Feeling for the Ground, Introduction

(This is a draft introduction to a larger writing project that I am exploring, based on my recent series of essays on learning to think outside the Christian paradigm.)

Feeling for the Ground: Finding my Center by Bursting my Christian Bubble

This is not a book written against Christianity, or against specific Christians. It is not an attempt to limit Christianity to its worst expressions. It is, instead, the private memoir of my attempt to recover my selfhood after nearly three decades of believing, for religious reasons, that self is evil. It is my imperfect testament to the solid ground that remains after the deflation of my metaphorical hot air balloon venture to live in a kind of spiritual rarefied atmosphere above myself.

It is not fair to say that I have left Christianity behind, or that I even plan to. The love of God (by which I mean both my love for God and his love for me) is as deep and inalienable a part of me as the love of my wife. It is, however, inescapably necessary for me to say that I am finding immense liberation in learning to think “unchristianly”, that is, farther outside the safe and “biblical” paradigm of contemporary Christianity than I ever thought that I would find myself.

This is not a new process. It began over twenty years ago, when my mother introduced me to the sermons of George MacDonald (1824-1905), the great Scottish poet, preacher, and novelist. Indeed, I had taken considerable pride in identifying myself as a highly heterodox and independently thinking Christian. (Remember, heresy has been in fashion for a long time.) The more immediate spur to the writing of the essays that make up this book is the relatively recent, painful and total separation of my wife and me from her family and their Christian ministry, and even more recent connection with other people recovering from their involvement in that same ministry. These conversations have accelerated my process of sorting through the guilt, confusion, and anger I feel as a result of that separation. This, in turn, has begun to reveal to me how much my selfhood has existed in a state of unbearable tension–a tension that now, to my infinite relief, I feel being slowly released–and how much my mind has continued to be overshadowed by a uniquely Christian form of oppression I thought I had laid to rest long ago.
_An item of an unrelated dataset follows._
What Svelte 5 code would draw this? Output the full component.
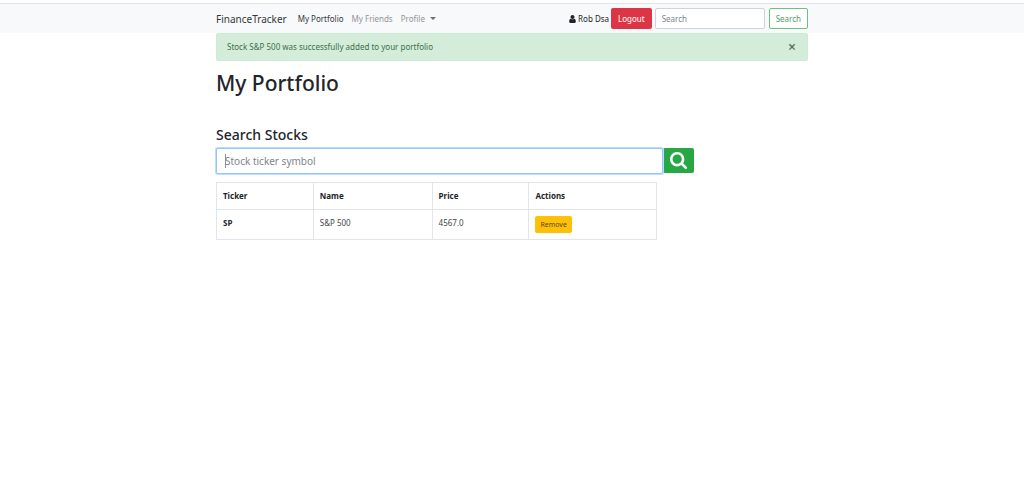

As these things have come to light, I have been forced to acknowledge that, while far from faultless myself, I have suffered significant spiritual and emotional abuse at the hands of someone I loved and looked up to more than few other people in this world. There is no better evidence of this than the fact that it is only now that I am beginning to feel the freedom, not so much to write what I want–to a certain extent, I’ve done that all along–but to actually share what I write with other people. I am regaining my voice. As I give a name to the abuse, I am able to see more clearly how I myself have abused others in my turn, and how all the abuse is deeply rooted in a characteristic Christian worldview that still has far more influence with me than I thought it did.

Parallel to these developments, for over a year now I have been involved in a writing project focused on the reading of Lilith, arguably George MacDonald’s greatest fantasy work, through the lens of Kierkegaard’s philosophical masterpiece, The Sickness Unto Death. The project focuses on the treatment of the concept of selfhood in the story (and in Kierkegaard’s work), and it has forced me to think deeply about the state of my own selfhood. This is another direction from which the need for me to develop healthier ways to treat myself has dawned on me.

These essays, then, take both MacDonald and Kierkegaard as conversation partners. They also owe something to the mystical theology of Jan van Ruysbroeck (1293-1381), particularly the notion, common to the friends and disciples of Meister Eckhart, that God is the ground of our being. Thus the title, “Feeling for the Ground”, refers both to the recognition that I need to stop trying to be what I am not, and to the reassurance that my being already has a safe, unshakeable foundation completely apart from my Christian efforts.